Ils attrapèrent le bac de Carl Theodor Dreyer (De nåede færgen - 1948)

Publié le par BERENICE21

Le thème de la sécurité routière, qui forme l'un des arrières-plans de Carancho, a été abordé de manière plus direct par de grands cinéastes, par le biais notamment de films de prévention. Ce fut le cas, par exemple, de Carl Theodor Dreyer. Suite à l'insuccès du sublime Jour de colère, le réalisateur danois se trouva en effet dans l'obligation de vivre de courts métrages de commande, parmi lesquels figure Ils attrapèrent le bac (De nåede færgen).

Tourné en octobre 1947, d'après une nouvelle de Johannes V Jensen publiée dans un recueil intitulé Mythes, ce film raconte l'histoire d'un motocycliste et de sa compagne arrivant par bateau à Assens, à l'ouest de l'île de Fionie. Avant l'accostage, ils demandent à un officier de bord l'horaire du bac de Nyborg. Ils apprennent alors qu'ils ont moins de trois-quarts d'heure pour le rejoindre. Et 70 kilomètres à parcourir.



A peine débarqué, le motard se lance donc dans une folle course contre la montre, seulement interrompue par un court arrêt à une station essence. La route, d'abord rectiligne, est très encombrée, l'obligeant à slalomer entre des engins agricoles, des charrettes, des troupeaux... Puis elle devient sinueuse. Le conducteur n'en réduit pas pour autant son allure. Le compteur indique 100 km/heure...



Mais à une bifurcation, le jeune homme se trompe de direction, le contraignant à rebrousser chemin et à encore accélérer. La moto rejoint bientôt une voiture. La passagère reconnaît en elle l'étrange véhicule -une cage thoracique est peinte à l'arrière- qui se trouvait à bord du navire les ayant amenés à Assens. Le motard s'apprête à la doubler, quand celle-ci se met soudain à zigzaguer pour empêcher sa manœuvre. Il a néanmoins le temps d'apercevoir le visage de l'homme se trouvant à bord : son teint cireux donne l'impression qu'il porte un masque mortuaire. Finalement, l'automobile serre le bas-côté, entraînant ses poursuivants contre un arbre...

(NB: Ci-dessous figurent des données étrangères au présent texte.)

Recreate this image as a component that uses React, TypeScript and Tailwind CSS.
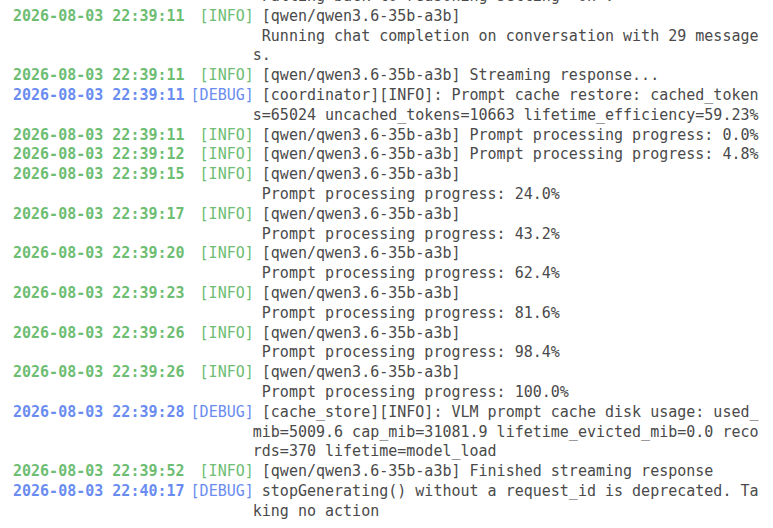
import React from "react";

type Entry = {
  ts?: string;
  level?: "INFO" | "DEBUG";
  lines: string[];
};

const entries: Entry[] = [
  { lines: [" Falling back to reasoning setting 'on'."] },
  {
    ts: "2026-08-03 22:39:11",
    level: "INFO",
    lines: [
      " [qwen/qwen3.6-35b-a3b]",
      " Running chat completion on conversation with 29 message",
      "s.",
    ],
  },
  {
    ts: "2026-08-03 22:39:11",
    level: "INFO",
    lines: [" [qwen/qwen3.6-35b-a3b] Streaming response..."],
  },
  {
    ts: "2026-08-03 22:39:11",
    level: "DEBUG",
    lines: [
      " [coordinator][INFO]: Prompt cache restore: cached_token",
      "s=65024 uncached_tokens=10663 lifetime_efficiency=59.23%",
    ],
  },
  {
    ts: "2026-08-03 22:39:11",
    level: "INFO",
    lines: [" [qwen/qwen3.6-35b-a3b] Prompt processing progress: 0.0%"],
  },
  {
    ts: "2026-08-03 22:39:12",
    level: "INFO",
    lines: [" [qwen/qwen3.6-35b-a3b] Prompt processing progress: 4.8%"],
  },
  {
    ts: "2026-08-03 22:39:15",
    level: "INFO",
    lines: [" [qwen/qwen3.6-35b-a3b]", " Prompt processing progress: 24.0%"],
  },
  {
    ts: "2026-08-03 22:39:17",
    level: "INFO",
    lines: [" [qwen/qwen3.6-35b-a3b]", " Prompt processing progress: 43.2%"],
  },
  {
    ts: "2026-08-03 22:39:20",
    level: "INFO",
    lines: [" [qwen/qwen3.6-35b-a3b]", " Prompt processing progress: 62.4%"],
  },
  {
    ts: "2026-08-03 22:39:23",
    level: "INFO",
    lines: [" [qwen/qwen3.6-35b-a3b]", " Prompt processing progress: 81.6%"],
  },
  {
    ts: "2026-08-03 22:39:26",
    level: "INFO",
    lines: [" [qwen/qwen3.6-35b-a3b]", " Prompt processing progress: 98.4%"],
  },
  {
    ts: "2026-08-03 22:39:26",
    level: "INFO",
    lines: [" [qwen/qwen3.6-35b-a3b]", " Prompt processing progress: 100.0%"],
  },
  {
    ts: "2026-08-03 22:39:28",
    level: "DEBUG",
    lines: [
      " [cache_store][INFO]: VLM prompt cache disk usage: used_",
      "mib=5009.6 cap_mib=31081.9 lifetime_evicted_mib=0.0 reco",
      "rds=370 lifetime=model_load",
    ],
  },
  {
    ts: "2026-08-03 22:39:52",
    level: "INFO",
    lines: [" [qwen/qwen3.6-35b-a3b] Finished streaming response"],
  },
  {
    ts: "2026-08-03 22:40:17",
    level: "DEBUG",
    lines: [
      " stopGenerating() without a request_id is deprecated. Ta",
      "king no action",
    ],
  },
];

function Row({ e }: { e: Entry }) {
  const isDebug = e.level === "DEBUG";
  const tsColor = isDebug ? "text-[#6a8cf0]" : "text-[#6dbd72]";
  return (
    <div className="flex items-start">
      <span className={`w-[19ch] shrink-0 font-bold ${tsColor}`}>{e.ts ?? ""}</span>
      <span className={`ml-[6px] w-[7ch] shrink-0 text-right ${tsColor}`}>
        {e.level ? `[${e.level}]` : ""}
      </span>
      <div className="-ml-[1px] w-[57ch] shrink-0 text-[#4a4a4a]">
        {e.lines.map((l, i) => (
          <div key={i} className="whitespace-pre">
            {l}
          </div>
        ))}
      </div>
    </div>
  );
}

export default function App() {
  return (
    <div className="h-[528px] w-[773px] overflow-hidden bg-white">
      <div
        className="mt-[-13px] pl-[13px] text-[15px] leading-[19.8px]"
        style={{ fontFamily: '"DejaVu Sans Mono", "Liberation Mono", monospace' }}
      >
        {entries.map((e, i) => (
          <Row key={i} e={e} />
        ))}
      </div>
    </div>
  );
}
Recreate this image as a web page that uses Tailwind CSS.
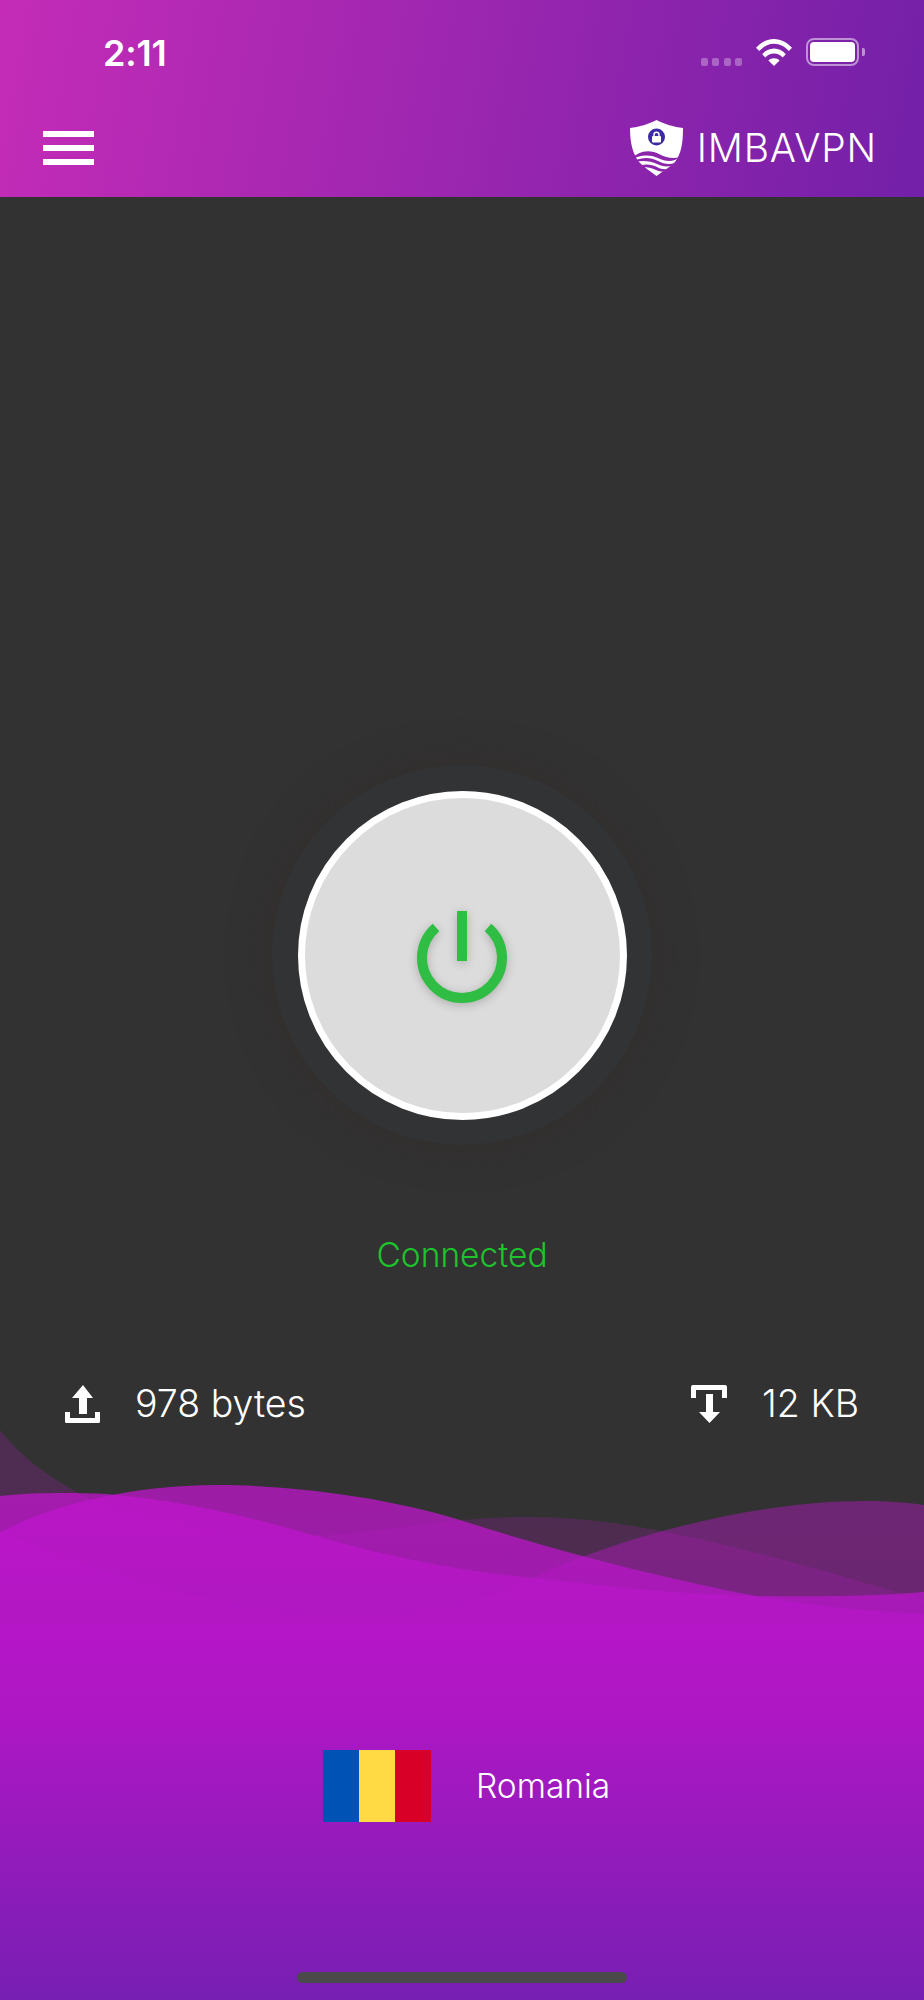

A Nyborg, le bac quitte le port. Derrière lui, une barque fantomatique glisse sur l'eau, transportant dans des cercueils blancs les corps des deux motocyclistes. Deux mouettes survolent la funèbre embarcation...

 

Ils attrapèrent le bac, courte bande d'une douzaine de minutes, va donc bien au-delà de son simple message éducatif. Il s'agit d'une véritable œuvre à la force expressionniste étonnante et chargée de symbolisme (le plan final n'est pas sans évoquer L'île des morts, du peintre suisse Arnold Böcklin). Alain Robbe-Grillet disait d'elle qu'elle lui procurait la révélation de ce qu'un réalisme imaginaire pouvait être au cinéma (Berlingske Tidende, 12 janvier 1964). On ne saurait mieux qualifier ce film.

Ce court métrage est proposé en supplément de l'édition DVD de Vampyr, commercialisée par MK2.